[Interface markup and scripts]
....

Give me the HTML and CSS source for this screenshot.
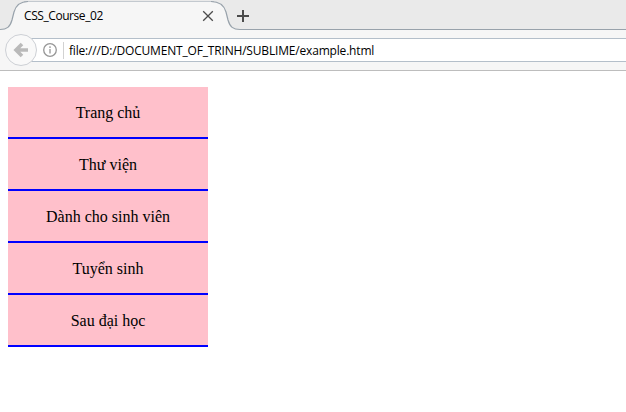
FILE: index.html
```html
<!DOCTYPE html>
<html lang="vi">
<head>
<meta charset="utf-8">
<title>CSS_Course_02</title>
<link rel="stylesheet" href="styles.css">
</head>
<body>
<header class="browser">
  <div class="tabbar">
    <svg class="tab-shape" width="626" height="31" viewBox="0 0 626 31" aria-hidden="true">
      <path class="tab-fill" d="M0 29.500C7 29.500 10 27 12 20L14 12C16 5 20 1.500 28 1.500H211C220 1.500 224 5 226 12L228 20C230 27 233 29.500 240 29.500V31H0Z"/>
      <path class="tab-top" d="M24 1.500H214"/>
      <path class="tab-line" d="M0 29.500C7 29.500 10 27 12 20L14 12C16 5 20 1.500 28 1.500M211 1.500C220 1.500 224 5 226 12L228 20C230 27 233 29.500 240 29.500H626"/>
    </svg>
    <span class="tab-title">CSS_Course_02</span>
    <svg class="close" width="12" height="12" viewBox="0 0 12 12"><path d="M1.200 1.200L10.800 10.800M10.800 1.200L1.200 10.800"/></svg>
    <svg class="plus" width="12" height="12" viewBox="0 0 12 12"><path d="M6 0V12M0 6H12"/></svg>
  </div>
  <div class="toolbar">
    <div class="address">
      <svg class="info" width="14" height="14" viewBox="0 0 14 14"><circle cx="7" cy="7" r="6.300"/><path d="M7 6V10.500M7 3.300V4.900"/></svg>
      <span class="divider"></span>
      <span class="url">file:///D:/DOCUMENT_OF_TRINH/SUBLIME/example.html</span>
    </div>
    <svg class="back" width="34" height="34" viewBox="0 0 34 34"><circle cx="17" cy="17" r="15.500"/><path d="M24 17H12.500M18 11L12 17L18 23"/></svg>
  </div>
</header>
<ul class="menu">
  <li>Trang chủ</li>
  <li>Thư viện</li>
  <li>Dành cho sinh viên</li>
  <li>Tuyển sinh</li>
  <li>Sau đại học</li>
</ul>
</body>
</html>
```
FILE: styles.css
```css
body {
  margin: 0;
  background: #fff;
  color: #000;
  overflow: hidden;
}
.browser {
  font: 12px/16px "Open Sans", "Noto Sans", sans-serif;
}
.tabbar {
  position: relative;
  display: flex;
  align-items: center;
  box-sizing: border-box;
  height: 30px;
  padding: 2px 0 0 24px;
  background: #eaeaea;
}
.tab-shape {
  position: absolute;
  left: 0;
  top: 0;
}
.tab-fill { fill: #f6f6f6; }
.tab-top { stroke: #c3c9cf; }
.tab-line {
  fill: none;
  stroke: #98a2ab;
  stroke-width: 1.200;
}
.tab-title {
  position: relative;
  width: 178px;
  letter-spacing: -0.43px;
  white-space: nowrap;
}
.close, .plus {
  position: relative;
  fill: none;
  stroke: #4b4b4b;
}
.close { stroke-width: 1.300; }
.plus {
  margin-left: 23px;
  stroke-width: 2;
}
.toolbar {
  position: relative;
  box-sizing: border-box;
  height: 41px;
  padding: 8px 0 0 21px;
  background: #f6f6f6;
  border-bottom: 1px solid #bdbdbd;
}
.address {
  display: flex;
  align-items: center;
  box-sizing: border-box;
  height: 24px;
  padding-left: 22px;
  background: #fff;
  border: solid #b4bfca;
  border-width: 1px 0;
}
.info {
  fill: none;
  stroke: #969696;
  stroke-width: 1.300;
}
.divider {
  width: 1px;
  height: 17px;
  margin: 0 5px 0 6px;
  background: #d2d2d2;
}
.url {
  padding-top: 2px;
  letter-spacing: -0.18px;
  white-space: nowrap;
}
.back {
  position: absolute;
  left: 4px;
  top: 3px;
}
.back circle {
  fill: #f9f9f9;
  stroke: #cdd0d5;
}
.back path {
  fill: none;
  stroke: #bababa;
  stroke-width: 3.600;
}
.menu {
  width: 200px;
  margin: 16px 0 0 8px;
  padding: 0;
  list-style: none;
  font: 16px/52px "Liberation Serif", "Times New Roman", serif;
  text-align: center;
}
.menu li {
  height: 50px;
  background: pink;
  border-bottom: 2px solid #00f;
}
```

....

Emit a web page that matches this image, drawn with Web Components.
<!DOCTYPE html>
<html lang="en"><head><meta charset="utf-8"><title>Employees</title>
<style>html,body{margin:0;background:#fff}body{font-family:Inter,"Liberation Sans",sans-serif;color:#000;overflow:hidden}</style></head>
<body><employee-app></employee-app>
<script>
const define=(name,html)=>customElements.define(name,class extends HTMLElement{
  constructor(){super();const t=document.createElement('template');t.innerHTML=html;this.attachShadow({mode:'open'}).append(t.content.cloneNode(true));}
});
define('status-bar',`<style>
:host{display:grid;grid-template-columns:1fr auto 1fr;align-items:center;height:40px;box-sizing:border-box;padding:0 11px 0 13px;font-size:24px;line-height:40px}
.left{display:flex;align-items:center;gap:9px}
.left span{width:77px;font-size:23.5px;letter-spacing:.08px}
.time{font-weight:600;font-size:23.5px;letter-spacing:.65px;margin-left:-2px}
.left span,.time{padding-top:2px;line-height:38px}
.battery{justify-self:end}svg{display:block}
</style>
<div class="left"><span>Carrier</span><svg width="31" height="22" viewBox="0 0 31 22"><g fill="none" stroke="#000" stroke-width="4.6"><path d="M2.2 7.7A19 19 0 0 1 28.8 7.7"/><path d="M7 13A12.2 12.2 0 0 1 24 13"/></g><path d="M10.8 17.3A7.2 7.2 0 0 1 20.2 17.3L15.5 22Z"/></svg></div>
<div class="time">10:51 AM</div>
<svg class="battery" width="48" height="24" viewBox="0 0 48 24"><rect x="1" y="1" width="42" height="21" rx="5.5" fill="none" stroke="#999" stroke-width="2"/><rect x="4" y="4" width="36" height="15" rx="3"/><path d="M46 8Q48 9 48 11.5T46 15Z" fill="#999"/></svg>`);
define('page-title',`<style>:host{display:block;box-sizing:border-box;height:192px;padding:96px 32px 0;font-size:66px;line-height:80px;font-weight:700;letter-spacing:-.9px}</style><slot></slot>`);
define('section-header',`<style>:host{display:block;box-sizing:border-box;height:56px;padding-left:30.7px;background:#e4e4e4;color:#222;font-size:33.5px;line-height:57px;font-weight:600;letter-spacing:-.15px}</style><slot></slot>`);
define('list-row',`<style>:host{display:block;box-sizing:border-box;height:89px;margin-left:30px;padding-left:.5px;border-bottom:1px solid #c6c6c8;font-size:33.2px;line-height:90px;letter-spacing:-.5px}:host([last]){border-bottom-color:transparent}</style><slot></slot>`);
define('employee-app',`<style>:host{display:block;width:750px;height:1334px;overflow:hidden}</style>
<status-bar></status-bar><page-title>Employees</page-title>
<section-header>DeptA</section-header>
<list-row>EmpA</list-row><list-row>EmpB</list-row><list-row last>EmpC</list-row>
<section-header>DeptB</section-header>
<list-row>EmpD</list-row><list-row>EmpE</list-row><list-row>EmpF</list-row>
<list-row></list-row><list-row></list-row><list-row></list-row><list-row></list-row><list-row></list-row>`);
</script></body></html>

....

DIRECTIONS FOR THIS TASK
Look through the records and gather every line containing "page".

IN RESPONSE
Emit a web page that matches this image, drawn with Web Components.
define('page-title',`<style>:host{display:block;box-sizing:border-box;height:192px;padding:96px 32px 0;font-size:66px;line-height:80px;font-weight:700;letter-spacing:-.9px}</style><slot></slot>`);
<status-bar></status-bar><page-title>Employees</page-title>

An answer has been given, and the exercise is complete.